Il lavoro di Michael Moore potrà anche apparire per certi versi sopravvalutato, ma vorrà pur dire qualcosa in termini di comunicazione critica e accoglimento sociale delle sue istanze il fatto che Fahrenheit 9/11 ha incassato negli Stati Uniti solo nelle sale - al netto quindi della vendita dei dvd - ben 119 milioni di dollari. E quello di Moore è tutt'altro che un caso isolato. Morgan Spurlock - novello body artista - per realizzare il suo Supersize me si è ingozzato come un'oca francese di coca-cola, patatine fritte e mega-hamburger Mc Donald's fin quasi al collasso ipercalorico. The Corporation è un'analisi gelidamente «scientifica» dello strapotere e dei crimini delle multinazionali. E molti altri esempi si potrebbero fare.

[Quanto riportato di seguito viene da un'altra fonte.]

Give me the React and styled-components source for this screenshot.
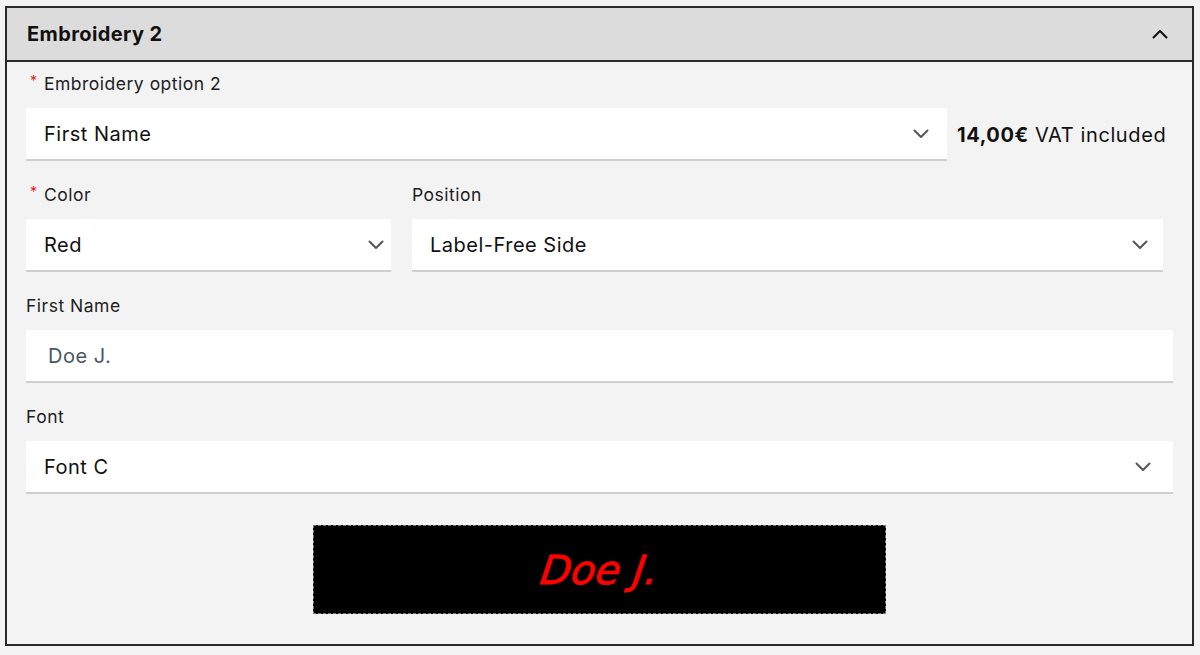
import React from 'react';
import styled, { createGlobalStyle } from "styled-components";

const GlobalStyle = createGlobalStyle`
  html, body {
    margin: 0;
    padding: 0;
    background: #f3f3f3;
    font-family: Inter, "Liberation Sans", sans-serif;
    color: #1a1a1a;
  }
`;

const Page = styled.div`
  padding: 6px 6px 0 5px;
`;

const Panel = styled.section`
  width: 1189px;
  box-sizing: border-box;
  border: 2px solid #2a2a2a;
  background: #f3f3f3;
`;

const Header = styled.div`
  height: 54px;
  box-sizing: border-box;
  display: flex;
  align-items: center;
  justify-content: space-between;
  padding: 0 24px 0 20px;
  background: #dcdcdc;
  border-bottom: 2px solid #2a2a2a;
  h2 {
    margin: 0;
    font-size: 20px;
    font-weight: 700;
    letter-spacing: 0.4px;
    color: #111;
  }
`;

const Body = styled.div`
  padding: 10px 19px 30px 19px;
  display: flex;
  flex-direction: column;
  gap: 22px;
`;

const Field = styled.div`
  display: flex;
  flex-direction: column;
  gap: 12px;
  width: ${(p) => p.width || "100%"};
`;

const Label = styled.label`
  height: 24px;
  line-height: 24px;
  font-size: 17.5px;
  letter-spacing: 0.5px;
  color: #1d1d24;
  display: flex;
  align-items: center;
  span {
    color: #e02020;
    font-size: 14px;
    width: 18px;
    padding-left: 4px;
    box-sizing: border-box;
    align-self: flex-start;
    line-height: 18px;
  }
`;

const Control = styled.div`
  height: 53px;
  box-sizing: border-box;
  background: #fff;
  border-bottom: 2px solid #cfcfcf;
  display: flex;
  align-items: center;
  justify-content: space-between;
  padding: 0 ${(p) => p.pr || "19px"} 0 ${(p) => (p.input ? "22px" : "18px")};
  font-size: 20px;
  letter-spacing: 0.5px;
  color: ${(p) => (p.input ? "#4a5568" : "#111")};
  width: ${(p) => p.width || "100%"};
`;

const Row = styled.div`
  display: flex;
  align-items: center;
  gap: 10px;
`;

const Columns = styled.div`
  display: flex;
  gap: 21px;
`;

const Price = styled.div`
  font-size: 20px;
  letter-spacing: 0.6px;
  color: #111;
  white-space: nowrap;
  b {
    font-weight: 700;
  }
`;

const Preview = styled.div`
  margin: 9px auto 0;
  width: 573px;
  height: 89px;
  box-sizing: border-box;
  background: #000;
  border: 1px dashed #777;
  display: flex;
  align-items: center;
  justify-content: center;
  color: #ff0000;
  span {
    display: inline-block;
    font-family: "DejaVu Sans", sans-serif;
    font-style: italic;
    font-size: 40px;
    -webkit-text-stroke: 0.8px #ff0000;
    transform: skewX(-8deg);
  }
`;

const Chevron = ({ up, color = "#555" }) => (
  <svg width="16" height="10" viewBox="0 0 16 10" fill="none">
    <polyline
      points={up ? "1.5,8.5 8,2 14.5,8.5" : "1.5,1.5 8,8 14.5,1.5"}
      stroke={color}
      strokeWidth="2"
      strokeLinecap="round"
      strokeLinejoin="round"
    />
  </svg>
);

const App = () => {
  return (
    <Page>
      <GlobalStyle />
      <Panel>
        <Header>
          <h2>Embroidery 2</h2>
          <Chevron up color="#111" />
        </Header>
        <Body>
          <Field>
            <Label><span>*</span>Embroidery option 2</Label>
            <Row>
              <Control width="921px" pr="18px">
                First Name
                <Chevron />
              </Control>
              <Price><b>14,00€</b> VAT included</Price>
            </Row>
          </Field>
          <Columns>
            <Field width="365px">
              <Label><span>*</span>Color</Label>
              <Control pr="7px">
                Red
                <Chevron />
              </Control>
            </Field>
            <Field width="751px">
              <Label>Position</Label>
              <Control pr="15px">
                Label-Free Side
                <Chevron />
              </Control>
            </Field>
          </Columns>
          <Field>
            <Label>First Name</Label>
            <Control input>Doe J.</Control>
          </Field>
          <Field>
            <Label>Font</Label>
            <Control pr="22px">
              Font C
              <Chevron />
            </Control>
          </Field>
          <Preview><span>Doe J.</span></Preview>
        </Body>
      </Panel>
    </Page>
  );
};

export default App;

Le spiegazioni del successo di questo genere di opere sono numerose. Non ultima, la rinnovata messa a tema dell'inaggirabile materialità del reale dopo anni in cui (pur con indubbie ragioni) se ne era teorizzato l'assottigliamento fino all'evaporazione nel mondo mediatico (con «parole d'ordine» del tipo la baudrillardiana «la guerre du Golfe n'a pas eu lieu»). Ciò tuttavia non significa (basta vedere solo uno di questi film no fiction per rendersene conto) un ritorno alla credenza ingenua nell'esposizione immediata di una realtà che parlerebbe da sola (il vecchio «cinema-verità»). Al contrario, è evidente la consapevolezza della medialità linguistica del prodotto e dell'artificialità del punto di vista - rappresentato in prima istanza dal montaggio - che rende intelligibile il reale. La verità è sempre una costruzione, mai un semplice riscontro. Qui, si tratta di una realtà-verità «costruita» testimonialmente e non finzionalmente.

Il feticcio della comunicazione

E dunque? È forse arrivato il tempo in cui l'arte sta compiutamente assumendo quel «carattere di passato» che Hegel profetizzava quasi due secoli fa? Se così accadesse, e se la posta in palio fosse l'intelligibilità creativa del presente, nessun rimpianto. Ma giunti a questa soglia estrema, ci accorgiamo che resta esente da critica e tacitamente presupposto il concetto (o il feticcio?) di comunicazione. Certo: si cerca di comunicare in maniera radicalmente diversa dalle forme dell'intrattenimento alienante di massa. Ma comunque di comunicare, funzione costitutiva dell'umano. «I tiranni odierni non hanno nessuna paura di coloro che parlano... È molto più temibile il silenzio» scriveva Jünger in Oltre la linea. Sarebbe questa, per chi fosse disposto a spingersi «oltre la linea», la paradossale risorsa, la forma estrema e ancora ignota di delegittimazione del potere?